Stated exercise → Quote each line of the material verbatim, without the pictures.
━━ Given records ━━
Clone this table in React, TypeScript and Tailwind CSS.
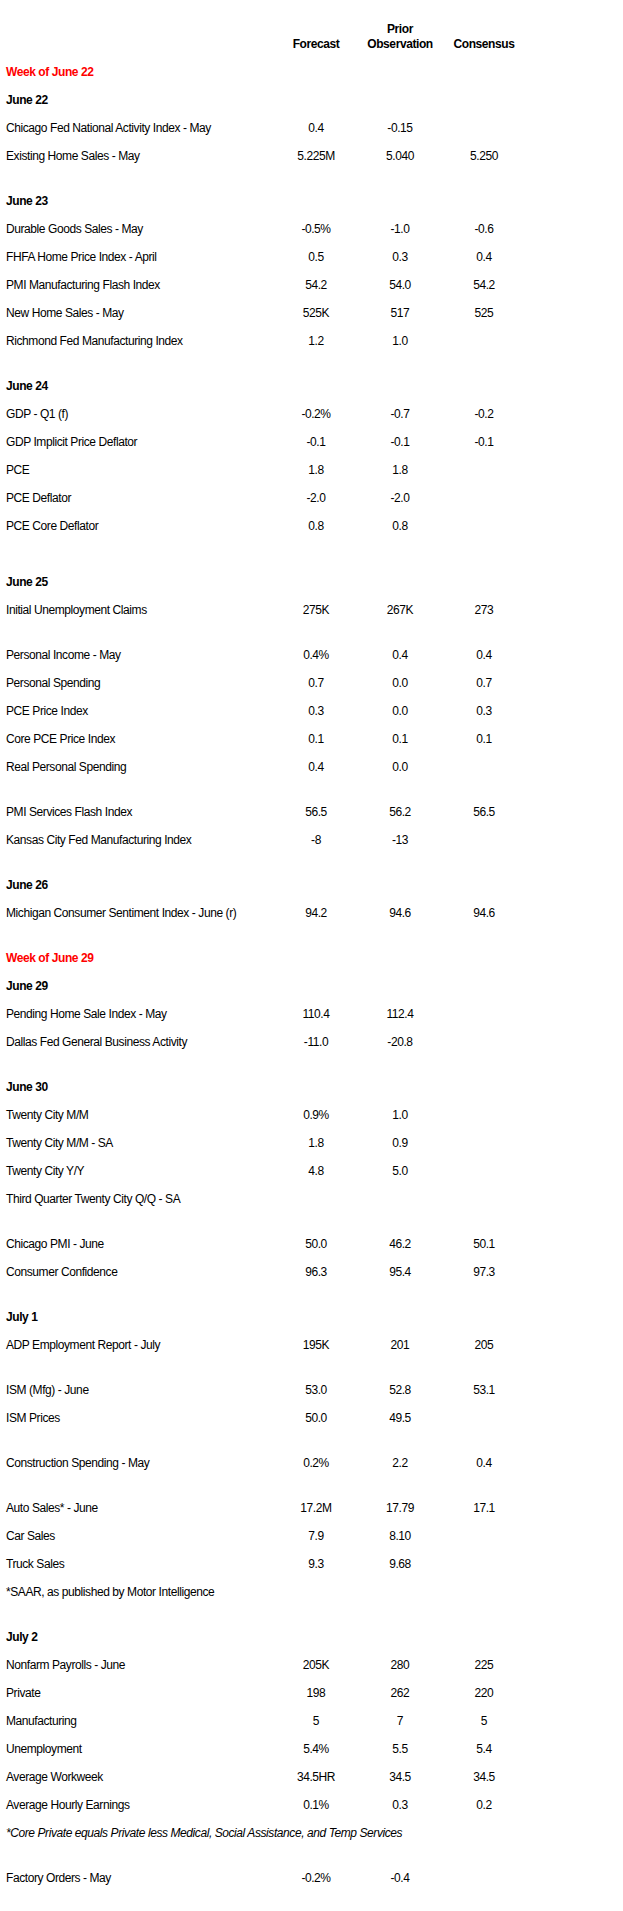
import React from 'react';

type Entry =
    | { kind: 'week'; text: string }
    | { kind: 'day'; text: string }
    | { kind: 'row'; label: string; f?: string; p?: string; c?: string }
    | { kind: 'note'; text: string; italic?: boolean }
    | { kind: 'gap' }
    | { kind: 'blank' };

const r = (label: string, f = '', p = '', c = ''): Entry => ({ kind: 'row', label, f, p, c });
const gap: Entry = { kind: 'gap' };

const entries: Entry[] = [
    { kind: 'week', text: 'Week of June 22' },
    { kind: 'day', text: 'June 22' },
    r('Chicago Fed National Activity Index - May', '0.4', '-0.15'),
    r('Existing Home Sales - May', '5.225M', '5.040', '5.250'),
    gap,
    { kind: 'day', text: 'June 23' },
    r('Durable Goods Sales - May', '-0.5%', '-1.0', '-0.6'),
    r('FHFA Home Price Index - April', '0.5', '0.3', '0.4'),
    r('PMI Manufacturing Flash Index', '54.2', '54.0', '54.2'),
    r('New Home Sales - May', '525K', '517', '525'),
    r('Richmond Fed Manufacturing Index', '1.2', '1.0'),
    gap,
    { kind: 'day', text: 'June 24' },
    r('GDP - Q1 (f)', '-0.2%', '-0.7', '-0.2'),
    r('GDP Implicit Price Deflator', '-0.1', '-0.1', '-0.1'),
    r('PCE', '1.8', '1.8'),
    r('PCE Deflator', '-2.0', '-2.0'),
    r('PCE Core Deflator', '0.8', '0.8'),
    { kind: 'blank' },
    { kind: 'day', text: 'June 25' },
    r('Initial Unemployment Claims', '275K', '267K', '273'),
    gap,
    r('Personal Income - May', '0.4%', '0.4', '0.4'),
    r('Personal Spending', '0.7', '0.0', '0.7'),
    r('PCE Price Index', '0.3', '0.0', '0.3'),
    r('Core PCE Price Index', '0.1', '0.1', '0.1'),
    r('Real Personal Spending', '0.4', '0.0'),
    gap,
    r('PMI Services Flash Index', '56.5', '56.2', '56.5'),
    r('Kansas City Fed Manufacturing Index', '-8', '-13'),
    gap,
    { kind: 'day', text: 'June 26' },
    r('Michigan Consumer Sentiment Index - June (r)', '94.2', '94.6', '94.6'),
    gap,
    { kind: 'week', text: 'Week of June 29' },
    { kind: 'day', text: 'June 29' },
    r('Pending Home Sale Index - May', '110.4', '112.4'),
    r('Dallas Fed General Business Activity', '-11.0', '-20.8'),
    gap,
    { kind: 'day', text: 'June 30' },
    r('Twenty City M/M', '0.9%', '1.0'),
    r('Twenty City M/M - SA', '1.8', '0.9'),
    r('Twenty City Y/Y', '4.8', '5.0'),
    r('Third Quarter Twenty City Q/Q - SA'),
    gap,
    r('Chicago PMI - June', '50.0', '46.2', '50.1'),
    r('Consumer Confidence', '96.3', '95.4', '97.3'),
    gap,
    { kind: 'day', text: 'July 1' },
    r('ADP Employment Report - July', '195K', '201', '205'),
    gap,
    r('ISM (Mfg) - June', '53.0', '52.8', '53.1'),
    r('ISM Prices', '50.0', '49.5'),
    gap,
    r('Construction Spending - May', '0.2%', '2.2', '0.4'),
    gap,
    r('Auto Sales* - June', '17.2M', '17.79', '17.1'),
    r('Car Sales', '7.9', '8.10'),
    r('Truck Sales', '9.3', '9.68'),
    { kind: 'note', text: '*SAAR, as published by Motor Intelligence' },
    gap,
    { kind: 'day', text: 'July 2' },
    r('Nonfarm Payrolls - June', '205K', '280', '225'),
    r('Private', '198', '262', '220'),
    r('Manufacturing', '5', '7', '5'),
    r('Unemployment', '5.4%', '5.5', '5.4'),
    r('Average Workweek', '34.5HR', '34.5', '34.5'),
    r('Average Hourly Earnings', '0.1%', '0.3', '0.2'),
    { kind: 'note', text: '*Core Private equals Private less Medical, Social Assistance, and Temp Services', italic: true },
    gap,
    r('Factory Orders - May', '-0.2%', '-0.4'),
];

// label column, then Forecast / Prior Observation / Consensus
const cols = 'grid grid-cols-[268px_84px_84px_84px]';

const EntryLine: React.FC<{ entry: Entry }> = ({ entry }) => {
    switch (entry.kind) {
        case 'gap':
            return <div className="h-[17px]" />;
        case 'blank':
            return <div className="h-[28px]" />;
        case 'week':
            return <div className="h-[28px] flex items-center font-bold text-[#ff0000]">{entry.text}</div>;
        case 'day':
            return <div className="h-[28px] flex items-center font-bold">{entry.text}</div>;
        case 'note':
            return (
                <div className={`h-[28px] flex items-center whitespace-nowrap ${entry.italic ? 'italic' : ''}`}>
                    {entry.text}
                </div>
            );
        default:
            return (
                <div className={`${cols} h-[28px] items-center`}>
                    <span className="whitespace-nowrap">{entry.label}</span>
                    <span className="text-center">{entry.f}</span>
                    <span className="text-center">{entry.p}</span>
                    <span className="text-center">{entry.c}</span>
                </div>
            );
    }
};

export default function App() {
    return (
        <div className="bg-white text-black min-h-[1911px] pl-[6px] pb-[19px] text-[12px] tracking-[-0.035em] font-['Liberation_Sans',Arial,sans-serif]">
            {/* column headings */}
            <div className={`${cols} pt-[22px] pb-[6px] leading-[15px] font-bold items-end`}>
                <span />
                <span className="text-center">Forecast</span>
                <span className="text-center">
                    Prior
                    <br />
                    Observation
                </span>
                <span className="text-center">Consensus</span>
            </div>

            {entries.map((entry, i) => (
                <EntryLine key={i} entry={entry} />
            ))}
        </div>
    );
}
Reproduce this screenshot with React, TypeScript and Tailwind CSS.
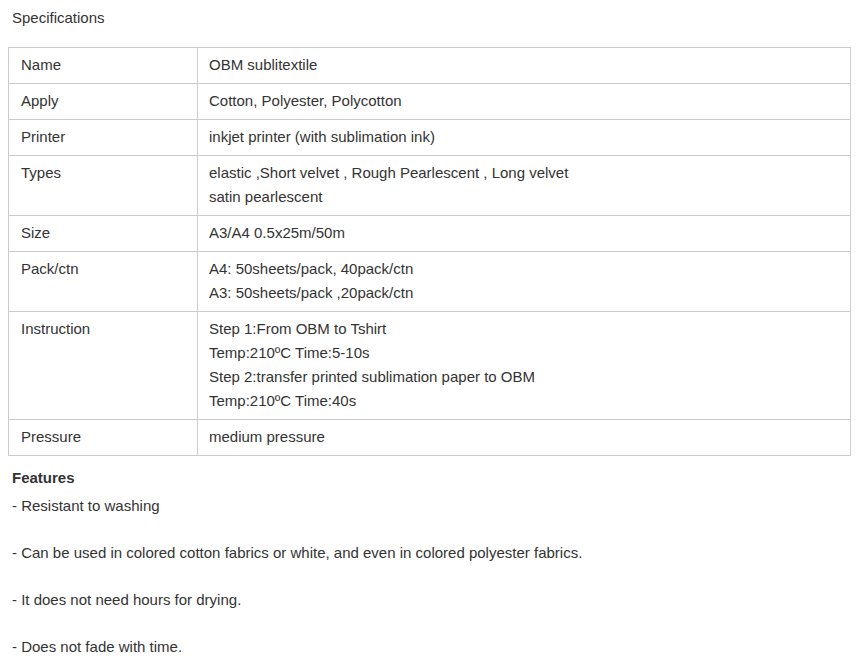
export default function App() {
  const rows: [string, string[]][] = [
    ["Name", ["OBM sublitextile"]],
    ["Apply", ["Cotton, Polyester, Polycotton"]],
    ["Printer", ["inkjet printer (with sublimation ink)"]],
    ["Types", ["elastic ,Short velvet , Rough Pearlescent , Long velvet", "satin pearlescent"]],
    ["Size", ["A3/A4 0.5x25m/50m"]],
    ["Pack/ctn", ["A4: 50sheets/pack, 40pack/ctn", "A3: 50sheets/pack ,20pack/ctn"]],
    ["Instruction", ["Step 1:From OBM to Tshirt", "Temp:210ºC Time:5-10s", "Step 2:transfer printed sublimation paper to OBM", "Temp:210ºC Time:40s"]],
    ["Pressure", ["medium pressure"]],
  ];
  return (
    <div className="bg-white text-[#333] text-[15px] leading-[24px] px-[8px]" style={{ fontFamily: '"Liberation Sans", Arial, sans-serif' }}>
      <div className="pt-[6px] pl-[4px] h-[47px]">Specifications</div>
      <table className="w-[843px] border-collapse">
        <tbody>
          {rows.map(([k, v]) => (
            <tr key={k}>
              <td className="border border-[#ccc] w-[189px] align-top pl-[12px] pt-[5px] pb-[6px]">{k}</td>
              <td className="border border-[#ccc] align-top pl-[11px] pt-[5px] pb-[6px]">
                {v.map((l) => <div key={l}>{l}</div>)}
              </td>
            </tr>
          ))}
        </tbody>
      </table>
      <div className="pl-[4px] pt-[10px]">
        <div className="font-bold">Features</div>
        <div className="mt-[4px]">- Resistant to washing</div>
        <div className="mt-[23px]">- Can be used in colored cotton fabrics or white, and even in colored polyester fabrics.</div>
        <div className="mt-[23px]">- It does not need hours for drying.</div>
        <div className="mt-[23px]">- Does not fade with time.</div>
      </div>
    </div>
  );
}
━━━
Result →
Clone this table in React, TypeScript and Tailwind CSS.
import React from 'react';

type Entry =
    | { kind: 'week'; text: string }
    | { kind: 'day'; text: string }
    | { kind: 'row'; label: string; f?: string; p?: string; c?: string }
    | { kind: 'note'; text: string; italic?: boolean }
    | { kind: 'gap' }
    | { kind: 'blank' };

const r = (label: string, f = '', p = '', c = ''): Entry => ({ kind: 'row', label, f, p, c });
const gap: Entry = { kind: 'gap' };

const entries: Entry[] = [
    { kind: 'week', text: 'Week of June 22' },
    { kind: 'day', text: 'June 22' },
    r('Chicago Fed National Activity Index - May', '0.4', '-0.15'),
    r('Existing Home Sales - May', '5.225M', '5.040', '5.250'),
    gap,
    { kind: 'day', text: 'June 23' },
    r('Durable Goods Sales - May', '-0.5%', '-1.0', '-0.6'),
    r('FHFA Home Price Index - April', '0.5', '0.3', '0.4'),
    r('PMI Manufacturing Flash Index', '54.2', '54.0', '54.2'),
    r('New Home Sales - May', '525K', '517', '525'),
    r('Richmond Fed Manufacturing Index', '1.2', '1.0'),
    gap,
    { kind: 'day', text: 'June 24' },
    r('GDP - Q1 (f)', '-0.2%', '-0.7', '-0.2'),
    r('GDP Implicit Price Deflator', '-0.1', '-0.1', '-0.1'),
    r('PCE', '1.8', '1.8'),
    r('PCE Deflator', '-2.0', '-2.0'),
    r('PCE Core Deflator', '0.8', '0.8'),
    { kind: 'blank' },
    { kind: 'day', text: 'June 25' },
    r('Initial Unemployment Claims', '275K', '267K', '273'),
    gap,
    r('Personal Income - May', '0.4%', '0.4', '0.4'),
    r('Personal Spending', '0.7', '0.0', '0.7'),
    r('PCE Price Index', '0.3', '0.0', '0.3'),
    r('Core PCE Price Index', '0.1', '0.1', '0.1'),
    r('Real Personal Spending', '0.4', '0.0'),
    gap,
    r('PMI Services Flash Index', '56.5', '56.2', '56.5'),
    r('Kansas City Fed Manufacturing Index', '-8', '-13'),
    gap,
    { kind: 'day', text: 'June 26' },
    r('Michigan Consumer Sentiment Index - June (r)', '94.2', '94.6', '94.6'),
    gap,
    { kind: 'week', text: 'Week of June 29' },
    { kind: 'day', text: 'June 29' },
    r('Pending Home Sale Index - May', '110.4', '112.4'),
    r('Dallas Fed General Business Activity', '-11.0', '-20.8'),
    gap,
    { kind: 'day', text: 'June 30' },
    r('Twenty City M/M', '0.9%', '1.0'),
    r('Twenty City M/M - SA', '1.8', '0.9'),
    r('Twenty City Y/Y', '4.8', '5.0'),
    r('Third Quarter Twenty City Q/Q - SA'),
    gap,
    r('Chicago PMI - June', '50.0', '46.2', '50.1'),
    r('Consumer Confidence', '96.3', '95.4', '97.3'),
    gap,
    { kind: 'day', text: 'July 1' },
    r('ADP Employment Report - July', '195K', '201', '205'),
    gap,
    r('ISM (Mfg) - June', '53.0', '52.8', '53.1'),
    r('ISM Prices', '50.0', '49.5'),
    gap,
    r('Construction Spending - May', '0.2%', '2.2', '0.4'),
    gap,
    r('Auto Sales* - June', '17.2M', '17.79', '17.1'),
    r('Car Sales', '7.9', '8.10'),
    r('Truck Sales', '9.3', '9.68'),
    { kind: 'note', text: '*SAAR, as published by Motor Intelligence' },
    gap,
    { kind: 'day', text: 'July 2' },
    r('Nonfarm Payrolls - June', '205K', '280', '225'),
    r('Private', '198', '262', '220'),
    r('Manufacturing', '5', '7', '5'),
    r('Unemployment', '5.4%', '5.5', '5.4'),
    r('Average Workweek', '34.5HR', '34.5', '34.5'),
    r('Average Hourly Earnings', '0.1%', '0.3', '0.2'),
    { kind: 'note', text: '*Core Private equals Private less Medical, Social Assistance, and Temp Services', italic: true },
    gap,
    r('Factory Orders - May', '-0.2%', '-0.4'),
];

// label column, then Forecast / Prior Observation / Consensus
const cols = 'grid grid-cols-[268px_84px_84px_84px]';

const EntryLine: React.FC<{ entry: Entry }> = ({ entry }) => {
    switch (entry.kind) {
        case 'gap':
            return <div className="h-[17px]" />;
        case 'blank':
            return <div className="h-[28px]" />;
        case 'week':
            return <div className="h-[28px] flex items-center font-bold text-[#ff0000]">{entry.text}</div>;
        case 'day':
            return <div className="h-[28px] flex items-center font-bold">{entry.text}</div>;
        case 'note':
            return (
                <div className={`h-[28px] flex items-center whitespace-nowrap ${entry.italic ? 'italic' : ''}`}>
                    {entry.text}
                </div>
            );
        default:
            return (
                <div className={`${cols} h-[28px] items-center`}>
                    <span className="whitespace-nowrap">{entry.label}</span>
                    <span className="text-center">{entry.f}</span>
                    <span className="text-center">{entry.p}</span>
                    <span className="text-center">{entry.c}</span>
                </div>
            );
    }
};

export default function App() {
    return (
        <div className="bg-white text-black min-h-[1911px] pl-[6px] pb-[19px] text-[12px] tracking-[-0.035em] font-['Liberation_Sans',Arial,sans-serif]">
            {/* column headings */}
            <div className={`${cols} pt-[22px] pb-[6px] leading-[15px] font-bold items-end`}>
                <span />
                <span className="text-center">Forecast</span>
                <span className="text-center">
                    Prior
                    <br />
                    Observation
                </span>
                <span className="text-center">Consensus</span>
            </div>

            {entries.map((entry, i) => (
                <EntryLine key={i} entry={entry} />
            ))}
        </div>
    );
}
Reproduce this screenshot with React, TypeScript and Tailwind CSS.
export default function App() {
  const rows: [string, string[]][] = [
    ["Name", ["OBM sublitextile"]],
    ["Apply", ["Cotton, Polyester, Polycotton"]],
    ["Printer", ["inkjet printer (with sublimation ink)"]],
    ["Types", ["elastic ,Short velvet , Rough Pearlescent , Long velvet", "satin pearlescent"]],
    ["Size", ["A3/A4 0.5x25m/50m"]],
    ["Pack/ctn", ["A4: 50sheets/pack, 40pack/ctn", "A3: 50sheets/pack ,20pack/ctn"]],
    ["Instruction", ["Step 1:From OBM to Tshirt", "Temp:210ºC Time:5-10s", "Step 2:transfer printed sublimation paper to OBM", "Temp:210ºC Time:40s"]],
    ["Pressure", ["medium pressure"]],
  ];
  return (
    <div className="bg-white text-[#333] text-[15px] leading-[24px] px-[8px]" style={{ fontFamily: '"Liberation Sans", Arial, sans-serif' }}>
      <div className="pt-[6px] pl-[4px] h-[47px]">Specifications</div>
      <table className="w-[843px] border-collapse">
        <tbody>
          {rows.map(([k, v]) => (
            <tr key={k}>
              <td className="border border-[#ccc] w-[189px] align-top pl-[12px] pt-[5px] pb-[6px]">{k}</td>
              <td className="border border-[#ccc] align-top pl-[11px] pt-[5px] pb-[6px]">
                {v.map((l) => <div key={l}>{l}</div>)}
              </td>
            </tr>
          ))}
        </tbody>
      </table>
      <div className="pl-[4px] pt-[10px]">
        <div className="font-bold">Features</div>
        <div className="mt-[4px]">- Resistant to washing</div>
        <div className="mt-[23px]">- Can be used in colored cotton fabrics or white, and even in colored polyester fabrics.</div>
        <div className="mt-[23px]">- It does not need hours for drying.</div>
        <div className="mt-[23px]">- Does not fade with time.</div>
      </div>
    </div>
  );
}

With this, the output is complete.